If you’re going all in on Ubiquiti products, getting one of their switches should be a no-brainer.

Note:The UniFi Switch 8 was provided to me by Ubiquiti at no cost for testing and review. It should be clear that my review is not biased by this as I plan on purchasing another switch with my own money.

8 Replies to “Review: UniFi Switch 8”

  1. What type of POE cameras are you using and are you happy with them. I am looking to do a similar POE setup and am always interested in peoples actual hands on experience.

    1. Hi Jared,

      I’m using some Dahua 720p bullet cameras. They work adequately, but aren’t the greatest. The settings are weird and the profiles for video settings are time based and don’t adjust for time changes which makes the video kind of washed out during certain times of the day. At some point, I’ll replace them, but they’re good enough for now. I really like the UniFi systems and would love to replace my cameras with a UniFi setup including DVR, but that would cost well over $1200 and I can’t justify that for a personal system.

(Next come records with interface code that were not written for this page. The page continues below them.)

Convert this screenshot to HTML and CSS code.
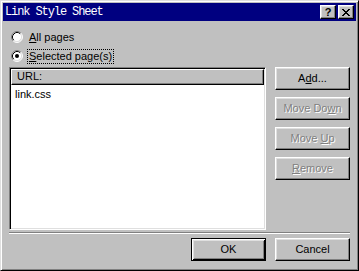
FILE: index.html
```html
<!DOCTYPE html>
<html>
<head>
<meta charset="utf-8">
<link rel="stylesheet" href="styles.css">
</head>
<body>
<div class="window">
  <div class="titlebar">
    <span class="title">Link Style Sheet</span>
    <div class="caption-btns">
      <span class="cap-btn help">?</span>
      <span class="cap-btn close"><svg width="8" height="7" viewBox="0 0 8 7"><path d="M0 0h2v1h-2zM6 0h2v1h-2zM1 1h2v1h-2zM5 1h2v1h-2zM2 2h4v1h-4zM3 3h2v1h-2zM2 4h4v1h-4zM1 5h2v1h-2zM5 5h2v1h-2zM0 6h2v1h-2zM6 6h2v1h-2z" fill="#000"/></svg></span>
    </div>
  </div>
  <div class="client">
    <div class="radio-row">
      <svg class="radio" width="12" height="12" viewBox="0 0 12 12"><circle cx="6" cy="6" r="5" fill="#fff"/><path d="M2.11 9.89A5.5 5.5 0 0 1 9.89 2.11" stroke="#808080" fill="none"/><path d="M9.89 2.11A5.5 5.5 0 0 1 2.11 9.89" stroke="#fff" fill="none"/><path d="M2.82 9.18A4.5 4.5 0 0 1 9.18 2.82" stroke="#000" fill="none"/><path d="M9.18 2.82A4.5 4.5 0 0 1 2.82 9.18" stroke="#dfdfdf" fill="none"/></svg>
      <span class="label"><u>A</u>ll pages</span>
    </div>
    <div class="radio-row">
      <svg class="radio" width="12" height="12" viewBox="0 0 12 12"><circle cx="6" cy="6" r="5" fill="#fff"/><path d="M2.11 9.89A5.5 5.5 0 0 1 9.89 2.11" stroke="#808080" fill="none"/><path d="M9.89 2.11A5.5 5.5 0 0 1 2.11 9.89" stroke="#fff" fill="none"/><path d="M2.82 9.18A4.5 4.5 0 0 1 9.18 2.82" stroke="#000" fill="none"/><path d="M9.18 2.82A4.5 4.5 0 0 1 2.82 9.18" stroke="#dfdfdf" fill="none"/><circle cx="6" cy="6" r="2" fill="#000"/></svg>
      <span class="label focus"><u>S</u>elected page(s)</span>
    </div>
    <div class="main">
      <div class="list">
        <div class="list-header">URL:</div>
        <div class="list-item">link.css</div>
      </div>
      <div class="side-btns">
        <div class="btn"><span>A<u>d</u>d...</span></div>
        <div class="btn disabled"><span>Move Do<u>w</u>n</span></div>
        <div class="btn disabled"><span>Move <u>U</u>p</span></div>
        <div class="btn disabled"><span><u>R</u>emove</span></div>
      </div>
    </div>
    <div class="separator"></div>
    <div class="bottom-btns">
      <div class="btn default"><span>OK</span></div>
      <div class="btn"><span>Cancel</span></div>
    </div>
  </div>
</div>
</body>
</html>
```
FILE: styles.css
```css
html, body {
  margin: 0;
  padding: 0;
  background: #c0c0c0;
}
.window {
  box-sizing: border-box;
  width: 359px;
  height: 271px;
  background: #c0c0c0;
  border: 1px solid;
  border-color: #dfdfdf #000 #000 #dfdfdf;
  box-shadow: inset 1px 1px #fff, inset -1px -1px #808080;
  padding: 2px;
  display: flex;
  flex-direction: column;
  font-family: "Liberation Sans", Arial, sans-serif;
  font-size: 11px;
  color: #000;
}
.titlebar {
  height: 18px;
  background: #000080;
  display: flex;
  align-items: center;
  justify-content: space-between;
  padding: 0 2px 0 2px;
  flex: none;
}
.title {
  color: #fff;
  font-family: "Liberation Mono", "Courier New", monospace;
  font-size: 12px;
  letter-spacing: -1.1px;
  line-height: 18px;
}
.caption-btns {
  display: flex;
  gap: 2px;
}
.cap-btn {
  box-sizing: border-box;
  width: 16px;
  height: 14px;
  background: #c0c0c0;
  border: 1px solid;
  border-color: #fff #000 #000 #fff;
  box-shadow: inset -1px -1px #808080, inset 1px 1px #dfdfdf;
  display: flex;
  align-items: center;
  justify-content: center;
}
.help {
  font-family: "Liberation Sans", Arial, sans-serif;
  font-weight: bold;
  font-size: 11px;
  line-height: 12px;
  color: #000;
}
.client {
  flex: 1;
  display: flex;
  flex-direction: column;
  padding: 8px 6px 7px 6px;
}
.radio-row {
  height: 16px;
  display: flex;
  align-items: center;
  padding-left: 2px;
}
.radio-row + .radio-row {
  margin-top: 3px;
}
.radio {
  flex: none;
  margin-right: 4px;
}
.label {
  line-height: 13px;
  padding: 0 1px;
  border: 1px solid transparent;
}
.label.focus {
  border: 1px dotted #000;
}
.main {
  margin-top: 3px;
  display: flex;
  gap: 9px;
}
.list {
  box-sizing: border-box;
  width: 257px;
  height: 163px;
  background: #fff;
  border: 1px solid;
  border-color: #808080 #fff #fff #808080;
  box-shadow: inset 1px 1px #000, inset -1px -1px #dfdfdf;
  padding: 1px;
}
.list-header {
  box-sizing: border-box;
  height: 16px;
  background: #c0c0c0;
  border: 1px solid;
  border-color: #fff #000 #000 #fff;
  box-shadow: inset -1px -1px #808080;
  padding-left: 5px;
  line-height: 13px;
}
.list-item {
  padding-left: 4px;
  margin-top: 3px;
  line-height: 13px;
}
.side-btns {
  display: flex;
  flex-direction: column;
  gap: 7px;
}
.btn {
  box-sizing: border-box;
  width: 75px;
  height: 23px;
  background: #c0c0c0;
  border: 1px solid;
  border-color: #fff #000 #000 #fff;
  box-shadow: inset -1px -1px #808080, inset 1px 1px #dfdfdf;
  display: flex;
  align-items: center;
  justify-content: center;
  line-height: 13px;
}
.btn.disabled {
  color: #808080;
  text-shadow: 1px 1px 0 #fff;
}
.btn.default {
  border: 1px solid #000;
  box-shadow: inset 1px 1px #fff, inset -1px -1px #000, inset 2px 2px #dfdfdf, inset -2px -2px #808080;
}
.separator {
  margin-top: 2px;
  border-top: 1px solid #808080;
  border-bottom: 1px solid #fff;
  height: 0;
}
.bottom-btns {
  margin-top: 4px;
  display: flex;
  justify-content: flex-end;
  gap: 9px;
}
```
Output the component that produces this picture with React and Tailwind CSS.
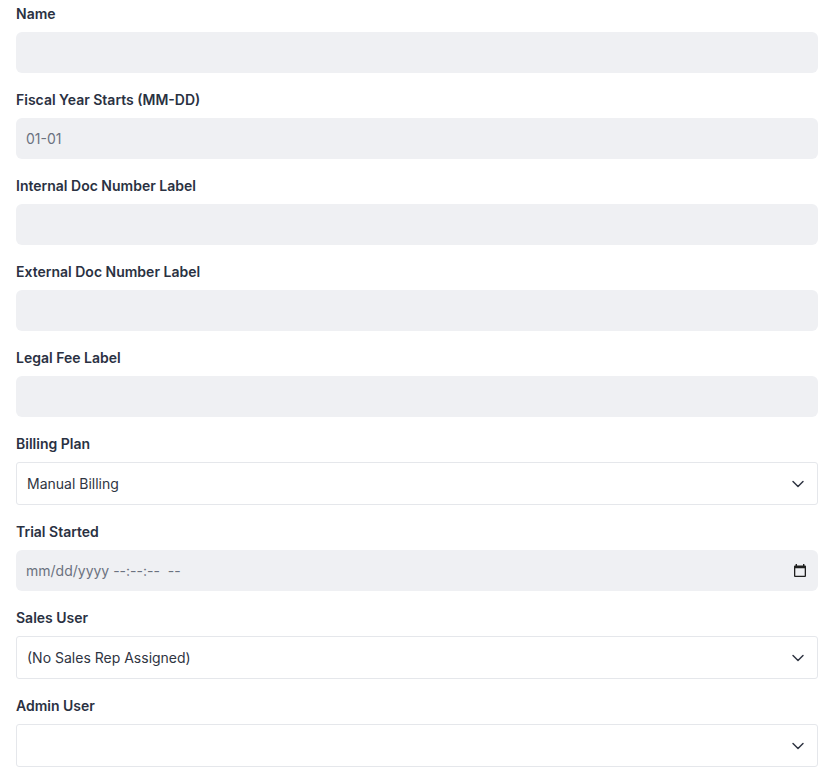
import { ChevronDown } from 'lucide-react';

const textFields = [
  { label: 'Name', placeholder: '' },
  { label: 'Fiscal Year Starts (MM-DD)', placeholder: '01-01' },
  { label: 'Internal Doc Number Label', placeholder: '' },
  { label: 'External Doc Number Label', placeholder: '' },
  { label: 'Legal Fee Label', placeholder: '' },
];

function Label({ children }) {
  return (
    <label className="block h-5 mb-2 text-sm leading-5 font-semibold text-[#2a3142]">
      {children}
    </label>
  );
}

function TextField({ label, placeholder }) {
  return (
    <div className="mb-[17px]">
      <Label>{label}</Label>
      <input
        type="text"
        placeholder={placeholder}
        className="block w-full h-[41px] rounded-md bg-[#eff0f3] px-2.5 text-sm text-gray-800 placeholder:text-[#6b7280] outline-none"
      />
    </div>
  );
}

function SelectField({ label, options }) {
  return (
    <div className="mb-[17px]">
      <Label>{label}</Label>
      <div className="relative">
        <select className="block w-full h-[43px] appearance-none rounded-[3px] border border-[#e5e7eb] bg-white pl-2.5 pr-10 text-sm text-[#2f3542] outline-none">
          {options.map((o) => (
            <option key={o}>{o}</option>
          ))}
        </select>
        <ChevronDown
          className="pointer-events-none absolute right-[10px] top-1/2 -translate-y-1/2 w-5 h-5 text-[#2f3542]"
          strokeWidth={1.75}
        />
      </div>
    </div>
  );
}

function CalendarIcon() {
  return (
    <svg width="12" height="13" viewBox="0 0 12 13" className="text-[#1f1f1f]">
      <path
        fill="currentColor"
        fillRule="evenodd"
        d="M1 1.5h10a1 1 0 0 1 1 1v9.5a1 1 0 0 1-1 1H1a1 1 0 0 1-1-1V2.5a1 1 0 0 1 1-1zM1.3 4.3v7.4h9.4V4.3z"
      />
      <rect x="1.6" y="0" width="1.4" height="2" fill="currentColor" />
      <rect x="9" y="0" width="1.4" height="2" fill="currentColor" />
    </svg>
  );
}

export default function App() {
  return (
    <div className="bg-white pt-1 pl-4 pr-[10px] font-['Inter','Noto_Sans',sans-serif]">
      {textFields.map((f) => (
        <TextField key={f.label} {...f} />
      ))}

      <SelectField label="Billing Plan" options={['Manual Billing']} />

      <div className="mb-[17px]">
        <Label>Trial Started</Label>
        <div className="flex items-center justify-between w-full h-[41px] rounded-md bg-[#eff0f3] pl-2.5 pr-3 text-sm text-[#6b7280]">
          <span className="whitespace-pre">mm/dd/yyyy --:--:--  --</span>
          <CalendarIcon />
        </div>
      </div>

      <SelectField label="Sales User" options={['(No Sales Rep Assigned)']} />
      <SelectField label="Admin User" options={['']} />
    </div>
  );
}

      The UniFi central management would simplify setup and adjustments whereas the Dahua setup is on a per camera basis. The UniFi cameras I’d get ( operate on 24V passive PoE which this switch supports.

  2. Did you get ever get the copper SFP modules working correctly? If so, which model are you using with the UniFi Switch 8?

        1. The modules run a bit hot (so do the Fiberstore ones), but seem to be running fine. I just plugged them in and they worked. I needed the extra ports and so far everything is working great.